Available records
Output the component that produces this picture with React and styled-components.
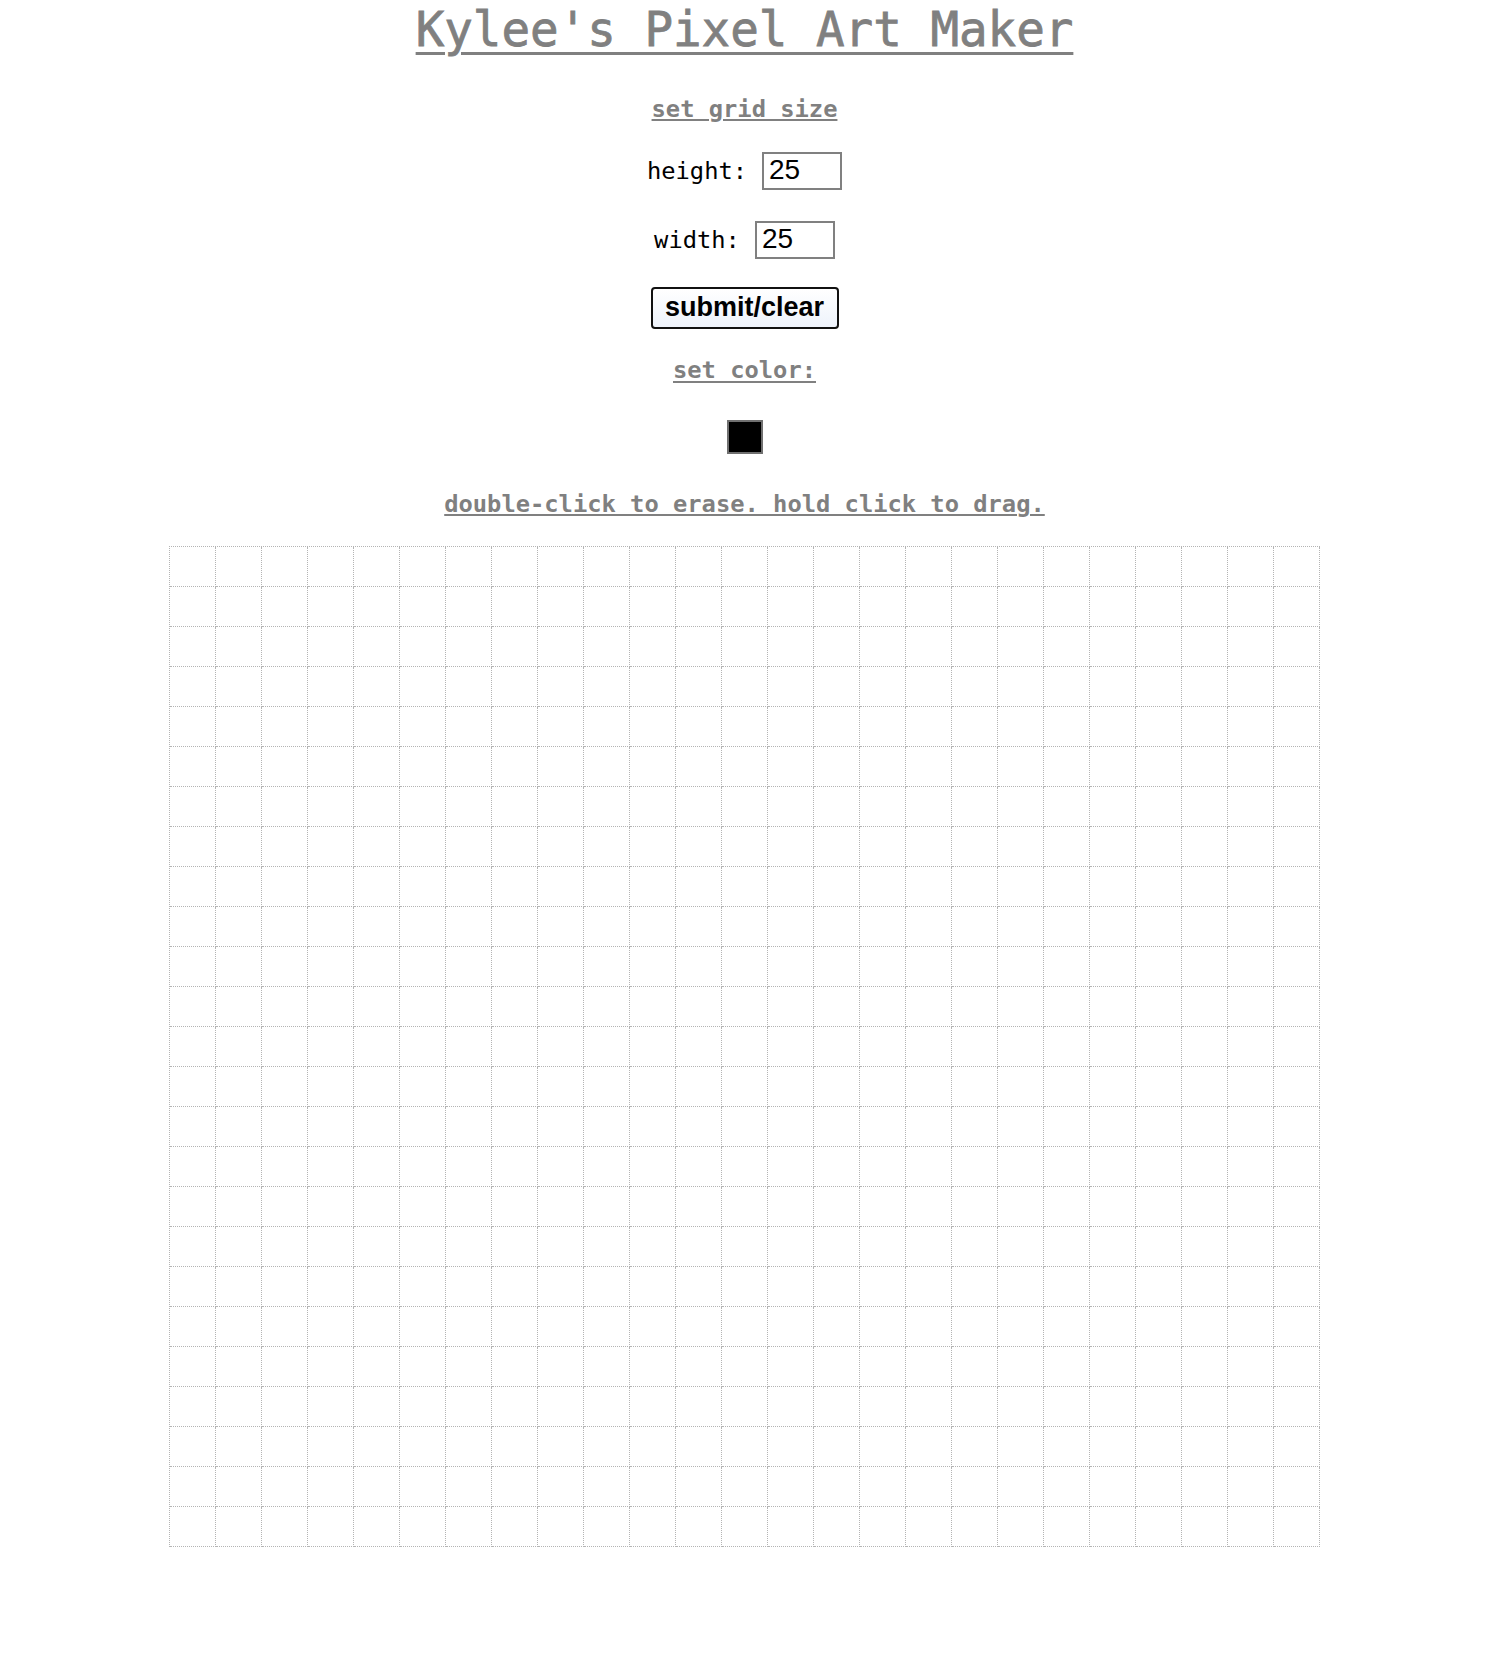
import React, { useState } from "react";
import styled, { createGlobalStyle } from "styled-components";

const GlobalStyle = createGlobalStyle`
  body {
    margin: 0 21px 0 8px;
    background: #fff;
    font-family: Consolas, "DejaVu Sans Mono", monospace;
    font-size: 23.75px;
  }
`;

const Page = styled.main`
  display: flex;
  flex-direction: column;
  align-items: center;
  padding-bottom: 110px;
`;

const Title = styled.h1`
  margin: 2px 0 0;
  font-size: 47.5px;
  font-weight: 400;
  line-height: 56px;
  color: #808080;
  -webkit-text-stroke: 0.8px #808080;
  text-decoration: underline;
  text-decoration-thickness: 3px;
  text-underline-offset: 6px;
`;

const Heading = styled.h2`
  margin: ${({ $top }) => $top}px 0 0;
  font-size: 23.75px;
  font-weight: 700;
  line-height: 28px;
  color: #808080;
  text-decoration: underline;
  text-decoration-thickness: 2px;
  text-underline-offset: ${({ $offset }) => $offset || 2}px;
`;

const Row = styled.div`
  display: flex;
  align-items: center;
  gap: 15px;
  margin-top: ${({ $top }) => $top}px;
`;

const Label = styled.label`
  line-height: 28px;
  color: #000;
`;

const NumberInput = styled.input`
  box-sizing: border-box;
  width: 80px;
  height: 38px;
  margin: 0;
  padding: 0 4px 3px 5px;
  border: 2px solid #808080;
  border-radius: 0;
  font-family: "Liberation Sans", Arial, sans-serif;
  font-size: 28px;
  color: #000;
  background: #fff;
  outline: none;
  appearance: textfield;

  &::-webkit-outer-spin-button,
  &::-webkit-inner-spin-button {
    -webkit-appearance: none;
    margin: 0;
  }
`;

const SubmitButton = styled.button`
  box-sizing: border-box;
  width: 188px;
  height: 42px;
  margin-top: 28px;
  padding: 0 0 2px;
  border: 2px solid #111;
  border-radius: 4px;
  background: linear-gradient(to bottom, #ffffff, #eef3fb);
  font-family: "Liberation Sans", Arial, sans-serif;
  font-size: 27px;
  font-weight: 700;
  line-height: 36px;
  color: #000;
  cursor: pointer;
`;

const ColorPicker = styled.input`
  box-sizing: border-box;
  width: 36px;
  height: 34px;
  margin: 36px 0 0;
  padding: 0;
  border: 2px solid #707070;
  background: #000;
  -webkit-appearance: none;
  appearance: none;
  cursor: pointer;

  &::-webkit-color-swatch-wrapper {
    padding: 0;
  }
  &::-webkit-color-swatch {
    border: none;
  }
`;

const Canvas = styled.div`
  display: grid;
  grid-template-columns: repeat(${({ $cols }) => $cols}, 46px);
  grid-auto-rows: 40px;
  margin-top: 28px;
  border-top: 1px dotted #b4b4b4;
  border-left: 1px dotted #b4b4b4;
`;

const Pixel = styled.div`
  border-right: 1px dotted #b4b4b4;
  border-bottom: 1px dotted #b4b4b4;
  background: ${({ $color }) => $color || "transparent"};
`;

export default function App() {
  const [rows, setRows] = useState(25);
  const [cols, setCols] = useState(25);
  const [color, setColor] = useState("#000000");
  const [size, setSize] = useState({ rows: 25, cols: 25 });
  const [pixels, setPixels] = useState({});

  const submit = (e) => {
    e.preventDefault();
    setSize({ rows: Number(rows) || 1, cols: Number(cols) || 1 });
    setPixels({});
  };

  return (
    <>
      <GlobalStyle />
      <Page>
        <Title>Kylee's Pixel Art Maker</Title>
        <Heading $top={37}>set grid size</Heading>
        <Row $top={29}>
          <Label htmlFor="rows">height:</Label>
          <NumberInput id="rows" type="number" value={rows} onChange={(e) => setRows(e.target.value)} />
        </Row>
        <Row $top={31}>
          <Label htmlFor="cols">width:</Label>
          <NumberInput id="cols" type="number" value={cols} onChange={(e) => setCols(e.target.value)} />
        </Row>
        <SubmitButton type="button" onClick={submit}>submit/clear</SubmitButton>
        <Heading $top={27} $offset={3}>set color:</Heading>
        <ColorPicker type="color" value={color} onChange={(e) => setColor(e.target.value)} />
        <Heading $top={36}>double-click to erase. hold click to drag.</Heading>
        <Canvas $cols={size.cols}>
          {Array.from({ length: size.rows * size.cols }, (_, i) => (
            <Pixel
              key={i}
              $color={pixels[i]}
              onClick={() => setPixels((p) => ({ ...p, [i]: color }))}
              onDoubleClick={() => setPixels((p) => ({ ...p, [i]: undefined }))}
            />
          ))}
        </Canvas>
      </Page>
    </>
  );
}
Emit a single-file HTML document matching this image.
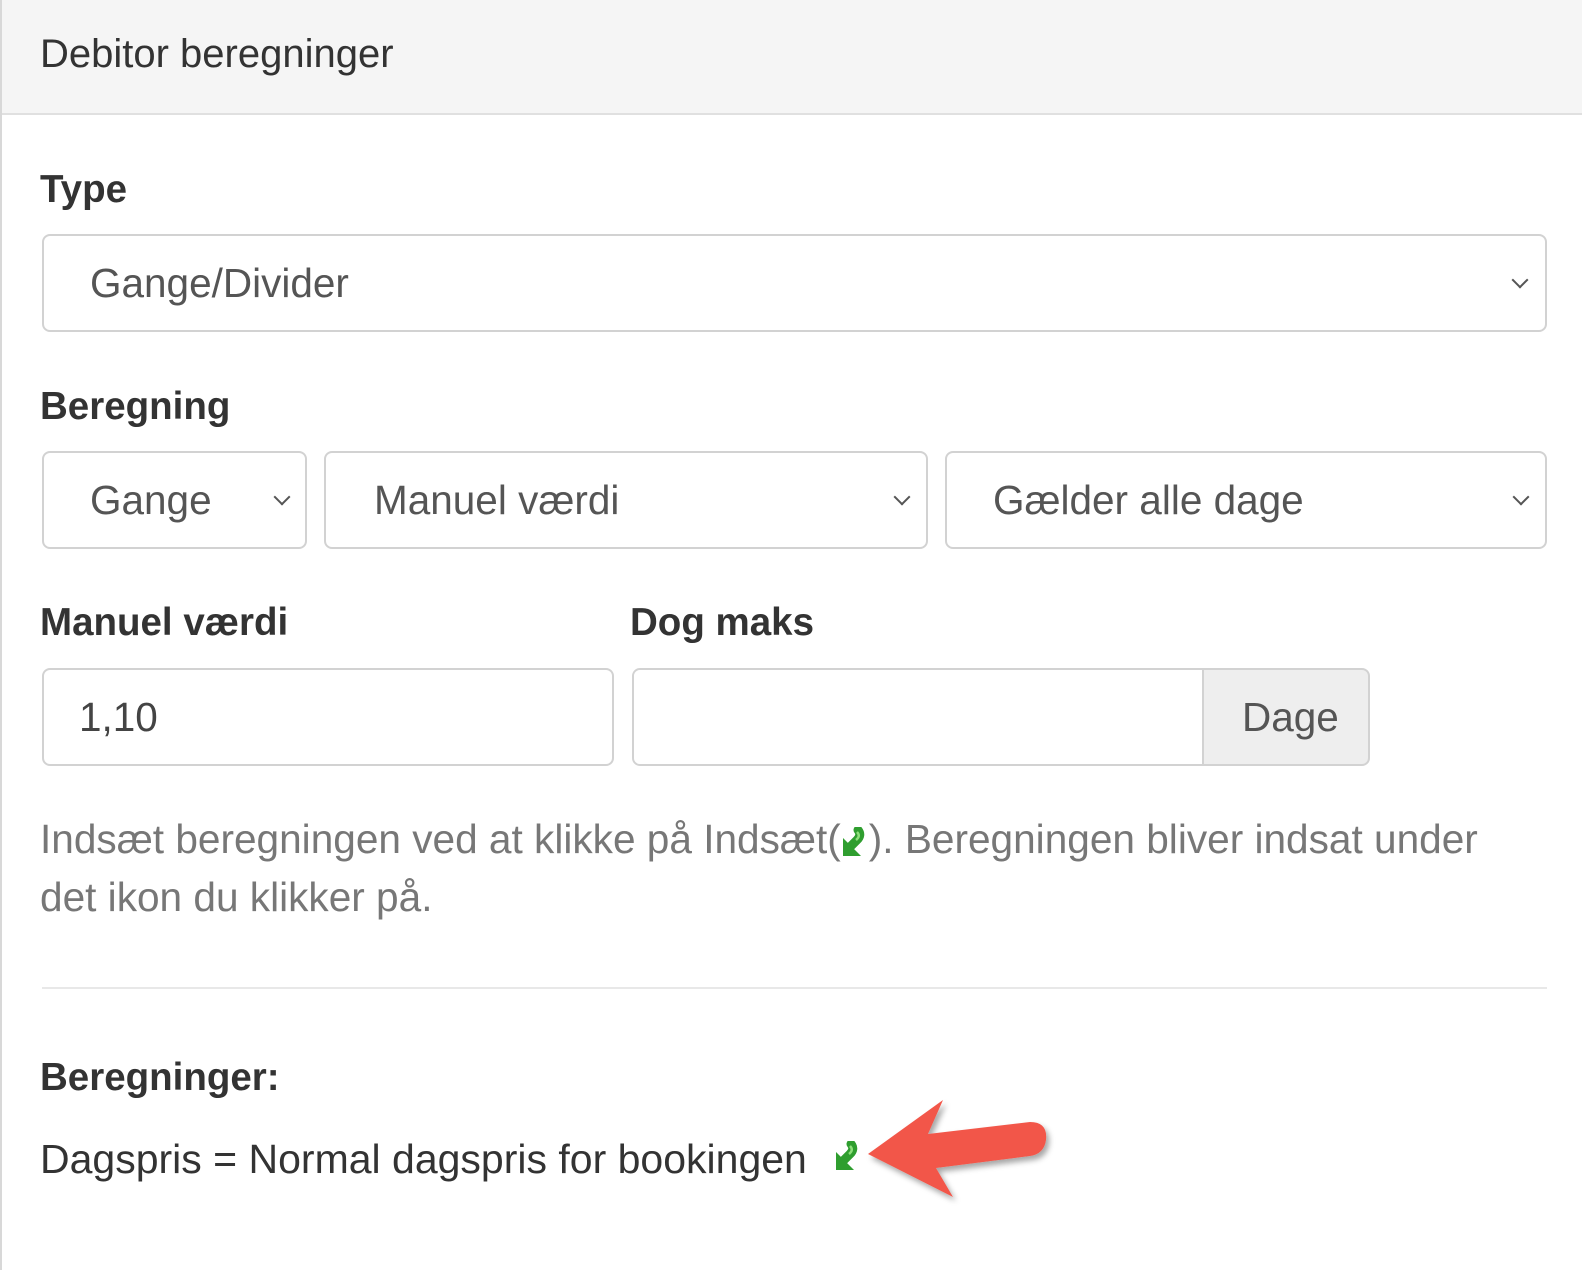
<!DOCTYPE html>
<html><head><meta charset="utf-8"><style>
*{box-sizing:border-box;margin:0;padding:0}
body{width:1582px;height:1270px;background:#fff;font-family:"Liberation Sans",sans-serif;position:relative;overflow:hidden;color:#333}
.a{position:absolute;white-space:nowrap}
.hdr{left:0;top:0;width:1582px;height:115px;background:#f5f5f5;border-bottom:2px solid #e0e0e0}
.lb{position:absolute;left:0;top:0;width:2px;height:1270px;background:#d8d8d8}
.lab{font-weight:bold;font-size:38.5px;color:#333}
.box{position:absolute;border:2px solid #d2d2d2;border-radius:8px;background:#fff;font-size:40.5px;color:#555}
.box span{position:absolute;top:0;line-height:94px}
.chev{position:absolute;top:38px;width:12px;height:12px;border-right:2.5px solid #555;border-bottom:2.5px solid #555;transform:rotate(45deg)}
.help{font-size:40.6px;color:#777}
.ic{display:inline-block;vertical-align:middle}
</style></head><body>
<div class="a hdr"></div>
<div class="lb"></div>
<div class="a" style="left:40px;top:32px;font-size:40px;color:#333">Debitor beregninger</div>

<div class="a lab" style="left:40px;top:168px">Type</div>
<div class="box" style="left:42px;top:234px;width:1505px;height:98px"><span style="left:46px">Gange/Divider</span><i class="chev" style="left:1470px"></i></div>

<div class="a lab" style="left:40px;top:385px">Beregning</div>
<div class="box" style="left:42px;top:451px;width:265px;height:98px"><span style="left:46px">Gange</span><i class="chev" style="left:232px"></i></div>
<div class="box" style="left:324px;top:451px;width:604px;height:98px"><span style="left:48px">Manuel værdi</span><i class="chev" style="left:570px"></i></div>
<div class="box" style="left:945px;top:451px;width:602px;height:98px"><span style="left:46px">Gælder alle dage</span><i class="chev" style="left:568px"></i></div>

<div class="a lab" style="left:40px;top:601px">Manuel værdi</div>
<div class="a lab" style="left:630px;top:601px">Dog maks</div>
<div class="box" style="left:42px;top:668px;width:572px;height:98px;color:#444"><span style="left:35px">1,10</span></div>
<div class="box" style="left:632px;top:668px;width:738px;height:98px;background:#eee"><div style="position:absolute;left:0;top:0;width:570px;height:94px;background:#fff;border-right:2px solid #d2d2d2;border-radius:6px 0 0 6px"></div><span style="left:608px">Dage</span></div>

<div class="a help" style="left:40px;top:816px">Indsæt beregningen ved at klikke på Indsæt(<svg class="ic" width="28" height="30" viewBox="0 0 28 30"><path d="M9 20 L16 13 Q21 8 17 3" fill="none" stroke="#2f9e2f" stroke-width="9" stroke-linecap="round"/><path d="M2 29 L2 11 L20 29 Z" fill="#2f9e2f"/><path d="M16 5 Q20 9 15 13" fill="none" stroke="#8ee07a" stroke-width="2.5"/></svg>). Beregningen bliver indsat under</div>
<div class="a help" style="left:40px;top:874px">det ikon du klikker på.</div>

<div class="a" style="left:42px;top:987px;width:1505px;height:2px;background:#e8e8e8"></div>

<div class="a lab" style="left:40px;top:1056px">Beregninger:</div>
<div class="a" style="left:40px;top:1136px;font-size:41px;color:#333">Dagspris = Normal dagspris for bookingen</div>
<svg class="a" style="left:834px;top:1141px" width="28" height="30" viewBox="0 0 28 30"><path d="M9 20 L16 13 Q21 8 17 3" fill="none" stroke="#2f9e2f" stroke-width="9" stroke-linecap="round"/><path d="M2 29 L2 11 L20 29 Z" fill="#2f9e2f"/><path d="M16 5 Q20 9 15 13" fill="none" stroke="#8ee07a" stroke-width="2.5"/></svg>
<svg class="a" style="left:858px;top:1092px" width="200" height="115" viewBox="0 0 200 115">
<defs><filter id="s" x="-10%" y="-10%" width="130%" height="140%"><feDropShadow dx="3" dy="4" stdDeviation="3" flood-color="#000" flood-opacity="0.35"/></filter></defs>
<path d="M10 62 L85 8 L70 42 L172 30 Q190 30 188 48 Q186 62 172 64 L78 76 L95 105 Z" fill="#f2574a" filter="url(#s)"/>
</svg>
</body></html>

Description of the task
Filter out every line that lacks the word "this", and copy the rest.

Task solution
Output the component that produces this picture with React and styled-components.
Emit a single-file HTML document matching this image.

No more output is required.